Thermal continuum emission from the accretion disk is prominent in the X-ray spectra of stellar-mass black holes at high Eddington fractions. Indeed, the "thermal–dominant" state is defined by strong disk emission and very low rms variability (see, e.g., Remillard & McClintock 2006). Magnetic viscosity in the form of magnetorotational instabilities is the only plausible way to drive accretion in these disks (e.g., Balbus & Hawley 1991), but it leaves no specific imprint on continuum spectra.
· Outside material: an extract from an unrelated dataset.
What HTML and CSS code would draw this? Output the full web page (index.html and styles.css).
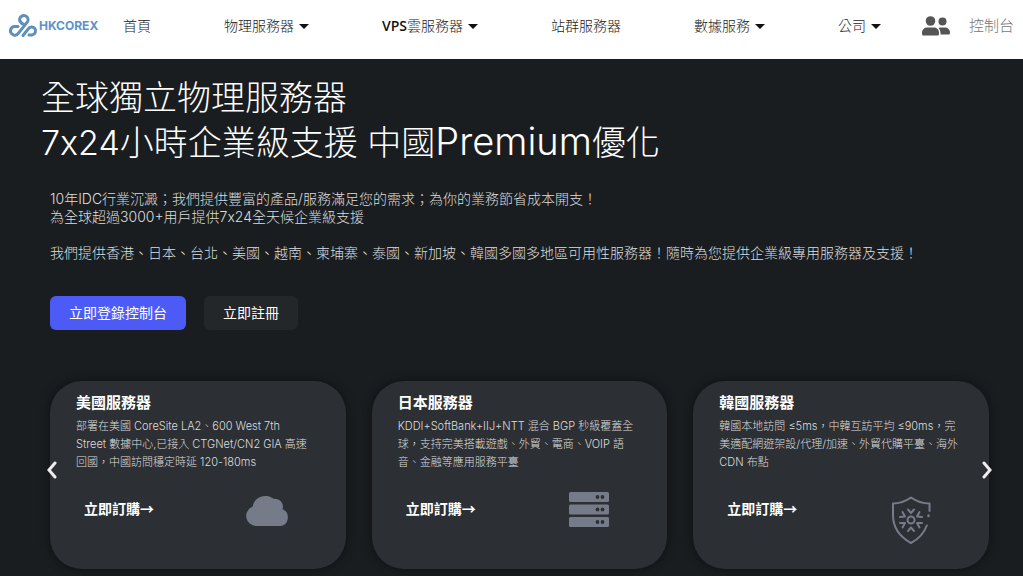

Winds from the inner accretion disk are very likely powered by magnetic processes and can potentially put limits on the magnetic field that emerges from the disk. These winds test (e.g., Miller et al. 2015, 2016) the fundamental assumptions of the α-disk model introduced by Shakura & Sunyaev (1973). Accretion disk winds can also be launched from the outer disk via thermal driving, and this process could be important in creating the central X-ray corona and regulating the overall mass accretion rate through the disk (Shakura & Sunyaev 1973; Begelman et al. 1983; Shields et al. 1986). However, new numerical simulations suggest that the regulating effects of a wind are likely to be more modest (Ganguly & Proga 2020) .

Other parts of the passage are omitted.